Enhances clarity and presence
Turn on for audiobook production — it helps the voice cut through on car speakers and earbuds

Setting Profiles by Genre

Genre	Stability	Similarity	Style	Notes
Business non-fiction	65	80	15	Consistent, professional
Self-help	55	75	25	Warmer, slightly more dynamic
Literary fiction	50	80	20	Expressive but controlled
Thriller/suspense	45	80	30	More dramatic range
Memoir	55	85	20	Personal, intimate feel
Children's	40	75	45	Animated, character voices
Academic/textbook	70	80	10	Clear, neutral, steady

Step 4: Produce Chapter by Chapter

Production Workflow

For each chapter:

Test the first paragraph. Generate audio, listen, adjust settings if needed.
Generate the full chapter. Paste the complete chapter text and generate.
Listen to the complete chapter. Do not skip this step — problems often appear mid-chapter, not at the beginning.
Mark problem sections. Note timestamps where pronunciation, pacing, or tone is wrong.
Regenerate problem sections. Generate just the problematic paragraphs and splice them in using your audio editor.
Export the chapter. Save as WAV (for editing) and MP3 (for distribution).

Common Problems and Fixes

Problem: The AI rushes through dialogue. Fix: Add explicit pacing cues in the text. “Pause. Then she spoke slowly: ‘I never said that.’”

Problem: Wrong emphasis on a word. Fix: Use caps or italics for emphasis: “I said I WOULD go, not that I WANTED to go.” Or restructure the sentence so natural emphasis falls correctly.

Problem: Mispronounced name (persistent). Fix: Use a phonetic spelling the first few times the name appears: “Siobhan (shuh-VAWN) opened the door.” After establishing the pronunciation, the AI usually maintains it for subsequent mentions.

Problem: Monotone on long descriptive passages. Fix: Break long paragraphs into shorter ones. Add variety to sentence structure. Insert the character’s internal reaction between descriptive passages to give the voice emotional anchors.
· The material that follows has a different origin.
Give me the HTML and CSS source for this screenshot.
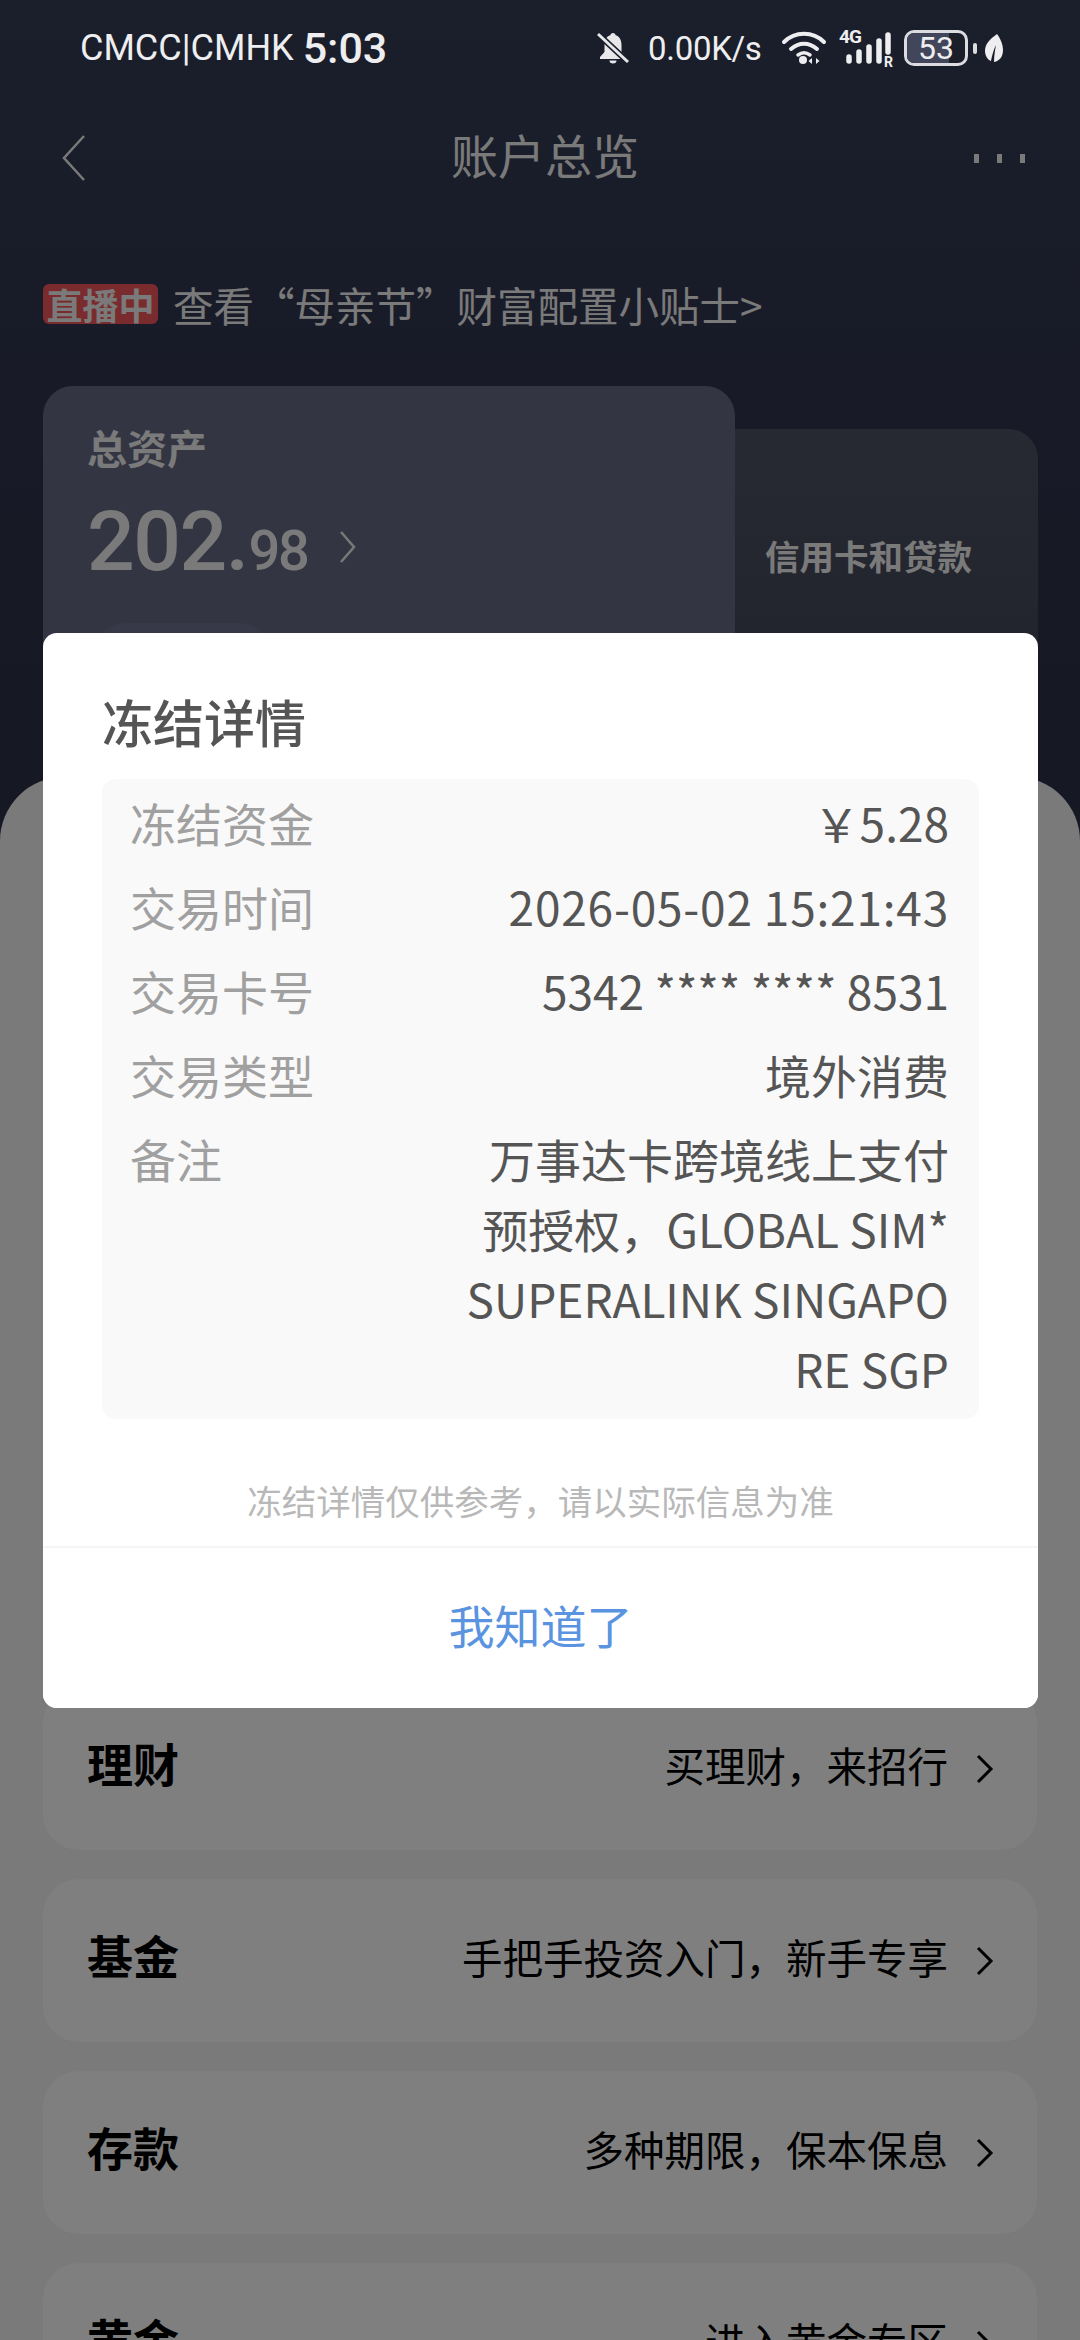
FILE: index.html
```html
<!DOCTYPE html>
<html lang="zh">
<head>
<meta charset="utf-8">
<title>账户总览</title>
<link rel="stylesheet" href="styles.css">
</head>
<body>
<div class="page">
  <header class="status">
    <div class="carrier"><span>CMCC|CMHK</span><span class="clock">5:03</span></div>
    <div class="status-right">
      <svg class="i-bell" viewBox="0 0 32 32"><path d="M16 1c-1.500 0-2.500 1-2.700 2.300C9.500 4.500 7.500 8 7.500 13v7L3 25v2h26v-2l-4.500-5v-7c0-5-2-8.500-5.800-9.700C18.500 2 17.500 1 16 1z" fill="#e8e8ea"/><path d="M12.500 28.500h7a3.500 3 0 0 1-7 0z" fill="#e8e8ea"/><path d="M1 2l30 28" stroke="#1b1f2c" stroke-width="6"/><path d="M1 2l30 28" stroke="#e8e8ea" stroke-width="3"/></svg>
      <span class="speed">0.00K/s</span>
      <svg class="i-wifi" viewBox="0 0 46 36" fill="none" stroke="#eeeef0" stroke-linecap="round"><path d="M3 12C14 1 32 1 43 12" stroke-width="4"/><path d="M10 19c8-7 18-7 26 0" stroke-width="4"/><path d="M17 25c4-3 8-3 12 0" stroke-width="3.500"/><circle cx="22" cy="30" r="4" fill="#eeeef0" stroke="none"/><path d="M31 34v-6l-3.500 3zM35 28v6l3.500-3z" fill="#eeeef0" stroke="none"/></svg>
      <div class="signal">
        <svg class="i-signal" viewBox="0 0 54 36" fill="none" stroke="#eeeef0" stroke-linecap="round" stroke-width="5.500"><path d="M10 31v-4M20 31v-9M30 31v-14M40 31v-20M49 22V5"/></svg>
        <span class="sig-4g">4G</span>
        <span class="sig-r">R</span>
      </div>
      <div class="battery-wrap">
        <div class="battery"><span class="battery-fill"></span><span class="battery-num">53</span></div>
        <span class="battery-nub"></span>
      </div>
      <svg class="i-leaf" viewBox="0 0 18 28"><path d="M12 0C5 5 0 10 0 17c0 5 3 9 6 10 1-6 3-12 5-16-1 5-2 11-2 17 6-1 9-6 9-12C18 10 15 4 12 0z" fill="#eeeef0"/></svg>
    </div>
  </header>

  <nav class="nav">
    <svg class="nav-back" viewBox="0 0 26 48" fill="none"><path d="M24 2 4 24l20 22" stroke="#f2f2f2" stroke-width="2.500"/></svg>
    <h1 class="nav-title">账户总览</h1>
    <div class="nav-more"><i></i><i></i><i></i></div>
  </nav>

  <div class="live"><span class="live-tag">直播中</span><span>查看“母亲节”财富配置小贴士&gt;</span></div>

  <section class="carousel">
    <div class="asset-card">
      <div class="asset-label">总资产</div>
      <div class="asset-value"><span class="big">202.</span><span class="small">98</span>
        <svg class="asset-chev" viewBox="0 0 18 34" fill="none"><path d="M2 2l13 15L2 32" stroke="#f2f2f2" stroke-width="2.500"/></svg>
      </div>
      <div class="asset-pill"></div>
    </div>
    <div class="side-card">信用卡和贷款</div>
  </section>

  <main class="sheet">
    <a class="row"><b>理财</b><span class="row-r">买理财，来招行<svg class="row-chev" viewBox="0 0 18 30" fill="none"><path d="M2 2l13 13L2 28" stroke="#000" stroke-width="3"/></svg></span></a>
    <a class="row"><b>基金</b><span class="row-r">手把手投资入门，新手专享<svg class="row-chev" viewBox="0 0 18 30" fill="none"><path d="M2 2l13 13L2 28" stroke="#000" stroke-width="3"/></svg></span></a>
    <a class="row"><b>存款</b><span class="row-r">多种期限，保本保息<svg class="row-chev" viewBox="0 0 18 30" fill="none"><path d="M2 2l13 13L2 28" stroke="#000" stroke-width="3"/></svg></span></a>
    <a class="row"><b>黄金</b><span class="row-r">进入黄金专区<svg class="row-chev" viewBox="0 0 18 30" fill="none"><path d="M2 2l13 13L2 28" stroke="#000" stroke-width="3"/></svg></span></a>
  </main>

  <div class="scrim">
    <div class="dialog">
      <div class="dialog-body">
        <h2 class="dialog-title">冻结详情</h2>
        <dl class="panel">
          <div class="kv"><dt>冻结资金</dt><dd>￥5.28</dd></div>
          <div class="kv"><dt>交易时间</dt><dd class="spaced">2026-05-02 15:21:43</dd></div>
          <div class="kv"><dt>交易卡号</dt><dd>5342 **** **** 8531</dd></div>
          <div class="kv"><dt>交易类型</dt><dd>境外消费</dd></div>
          <div class="kv"><dt>备注</dt><dd>万事达卡跨境线上支付<br>预授权，GLOBAL SIM*<br>SUPERALINK SINGAPO<br>RE SGP</dd></div>
        </dl>
        <p class="note">冻结详情仅供参考，请以实际信息为准</p>
      </div>
      <button class="ok">我知道了</button>
    </div>
  </div>
</div>
</body>
</html>
```
FILE: styles.css
```css
* { box-sizing: border-box; margin: 0; padding: 0; }
html, body { width: 1080px; height: 2340px; overflow: hidden; }
body { font-family: "Noto Sans CJK SC", "Noto Sans", sans-serif; }
.page {
  position: relative; width: 1080px; height: 2340px; overflow: hidden;
  background: linear-gradient(180deg, #363e58 0%, #30364e 17%, #2c3046 33%);
  color: #f5f5f5;
}
.status {
  position: relative; z-index: 3; height: 96px; padding: 0 77px 0 80px;
  display: flex; justify-content: space-between; align-items: center;
  color: #eeeef0; font-family: "Roboto", sans-serif;
}
.carrier { display: flex; align-items: center; gap: 9px; font-size: 36px; }
.clock { font-size: 43px; font-weight: 500; line-height: 50px; }
.status-right { display: flex; align-items: center; }
.i-bell { width: 32px; height: 32px; margin-right: 19px; }
.speed { font-size: 33px; width: 115px; letter-spacing: -.3px; margin-right: 18px; }
.i-wifi { width: 46px; height: 36px; margin-right: 12px; }
.signal { position: relative; width: 54px; height: 36px; margin-right: 11px; }
.i-signal { display: block; width: 54px; height: 36px; }
.sig-4g { position: absolute; left: 0; top: -3px; font-size: 19px; line-height: 20px; font-weight: 700; letter-spacing: -1px; }
.sig-r { position: absolute; right: 0; bottom: -4px; font-size: 14px; line-height: 16px; font-weight: 700; }
.battery-wrap { display: flex; align-items: center; gap: 5px; margin-right: 8px; }
.battery { position: relative; width: 64px; height: 36px; border: 3px solid #dcdce0; border-radius: 10px; overflow: hidden; display: flex; align-items: center; justify-content: center; }
.battery-fill { position: absolute; left: 0; top: 0; bottom: 0; width: 72%; background: #42465a; }
.battery-num { position: relative; font-size: 32px; line-height: 30px; }
.battery-nub { width: 4px; height: 11px; background: #dcdce0; border-radius: 2px; }
.i-leaf { width: 18px; height: 28px; }

.nav { height: 124px; padding: 0 55px 0 60px; display: grid; grid-template-columns: 1fr auto 1fr; align-items: center; }
.nav-back { width: 26px; height: 48px; }
.nav-title { font-size: 47px; font-weight: 400; line-height: 64px; padding-bottom: 8px; margin-left: 5px; }
.nav-more { display: flex; gap: 18px; justify-content: flex-end; }
.nav-more i { width: 5px; height: 9px; background: #f5f5f5; }

.live { height: 60px; margin-top: 54px; padding-left: 43px; display: flex; align-items: center; font-size: 40.500px; }
.live-tag { width: 115px; height: 40px; margin-right: 15px; background: #f4565a; border-radius: 6px; font-size: 36px; font-weight: 700; line-height: 40px; text-align: center; color: #f5f5f5; }

.carousel { height: 392px; margin-top: 52px; padding: 0 42px 0 43px; display: flex; align-items: flex-start; overflow: hidden; }
.asset-card { position: relative; z-index: 1; width: 692px; height: 480px; padding: 36px 44px; border-radius: 30px; background: #676b86; flex: none; }
.asset-label { font-size: 40px; font-weight: 700; line-height: 50px; }
.asset-value { display: flex; align-items: baseline; margin-top: 25px; font-family: "Roboto", sans-serif; font-weight: 500; line-height: 90px; }
.big { font-size: 84px; letter-spacing: -1.500px; margin-right: 1px; }
.small { font-size: 56px; letter-spacing: -2.500px; }
.asset-chev { width: 18px; height: 34px; margin-left: 32px; align-self: center; }
.asset-pill { width: 175px; height: 60px; margin: 27px 0 0 8px; border-radius: 30px 30px 0 0; background: #6e7290; }
.side-card {
  flex: 1; height: 430px; margin-top: 43px; margin-left: -30px; padding: 98px 0 0 60px;
  border-radius: 30px; background: linear-gradient(180deg, #4e5266 0%, #3c4052 100%);
  font-size: 34.500px; font-weight: 700; line-height: 56px;
}

.sheet {
  position: absolute; left: 0; right: 0; top: 777px; bottom: 0; z-index: 2;
  padding: 910px 43px 0 43px; background: #f5f5f5; border-radius: 64px 64px 0 0;
  display: flex; flex-direction: column; gap: 29px; color: #000;
}
.row { flex: none; height: 163px; padding: 0 43px 8px 44px; background: #fff; border-radius: 36px; display: flex; align-items: center; justify-content: space-between; font-size: 40.500px; }
.row b { font-size: 46px; font-weight: 700; padding-bottom: 5px; }
.row-r { display: flex; align-items: center; }
.row-chev { width: 18px; height: 30px; margin-left: 28px; position: relative; top: 4px; }

.scrim { position: absolute; inset: 0; z-index: 2; padding-left: 1px; background: rgba(0, 0, 0, .5); display: flex; align-items: center; justify-content: center; }
.dialog { width: 995px; height: 1075px; background: #fff; border-radius: 14px; display: flex; flex-direction: column; overflow: hidden; }
.dialog-body { flex: 1; padding: 55px 59px 0; }
.dialog-title { font-size: 51px; font-weight: 500; line-height: 66px; color: #555; margin-bottom: 25px; }
.panel { padding: 8px 30px 16px 28px; background: #f9f9f9; border-radius: 14px; display: flex; flex-direction: column; gap: 14px; font-size: 46px; line-height: 70px; }
.kv { display: flex; justify-content: space-between; }
.kv dt { color: #a0a0a0; }
.kv dd { width: 520px; text-align: right; color: #555; }
.kv .spaced { letter-spacing: .8px; }
.note { margin-top: 56px; font-size: 34.500px; line-height: 50px; text-align: center; color: #b8b8b8; }
.ok { flex: none; height: 162px; padding-bottom: 8px; border: 0; border-top: 2px solid #f5f5f5; background: #fff; font: inherit; font-size: 46px; color: #5a93e0; }
```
Problem: Unnatural pauses or no pauses. Fix: Use ellipsis (…) for pauses. Use paragraph breaks for longer pauses. Use ”---” or em-dashes for dramatic pauses.

Character Dialogue in Fiction

Single-narrator audiobooks do not use different voices for different characters — the narrator uses subtle shifts in tone, pace, and register. ElevenLabs handles this if the text provides cues:

GOOD (provides tone cues):
"Get back here!" the sergeant barked, his voice cutting
through the rain.
"I'm trying," the recruit gasped between breaths, barely
audible above the storm.

POOR (no tone cues):
"Get back here!" said the sergeant.
"I'm trying," said the recruit.

The more descriptive your dialogue tags, the better the AI differentiates characters.

Step 5: Post-Processing

Audio Specifications for Audiobook Distribution

ACX (Audible) requires:

Format: MP3 (192 kbps CBR or higher) or M4A
Sample rate: 44.1 kHz
Bit depth: 16-bit (if WAV intermediate)
Channels: Mono
Loudness: -18 to -23 dB RMS
Peak: -3 dB maximum
Noise floor: -60 dB or lower
Length: each file must be under 120 minutes

Post-Processing Workflow in Audacity

Step 1: Import and normalize

Import the chapter WAV file
Effect → Normalize → -3 dB peak

Step 2: Noise reduction

Select a silent section (room tone / AI silence)
Effect → Noise Reduction → Get Noise Profile
Select entire track → Effect → Noise Reduction → Reduce

Step 3: Compression

Effect → Compressor
Threshold: -20 dB, Ratio: 3:1, Attack: 0.2s
This evens out volume differences between quiet and loud sections

Step 4: Loudness normalization

Effect → Loudness Normalization → -20 LUFS (integrated)
This ensures the audio meets ACX loudness requirements

Step 5: Add room tone

Insert 0.5 seconds of silence at the start
Insert 1-3 seconds of silence at the end
Between chapters: add 3-5 seconds of silence

Step 6: Export

File → Export as MP3
192 kbps, 44.1 kHz, mono (joint stereo is also accepted)

Chapter File Naming

ACX requires specific naming:

Opening_Credits.mp3 (book title, author, narrator)
Chapter_01.mp3
Chapter_02.mp3
...
Chapter_22.mp3
End_Credits.mp3 (end of book, narrator credit, copyright)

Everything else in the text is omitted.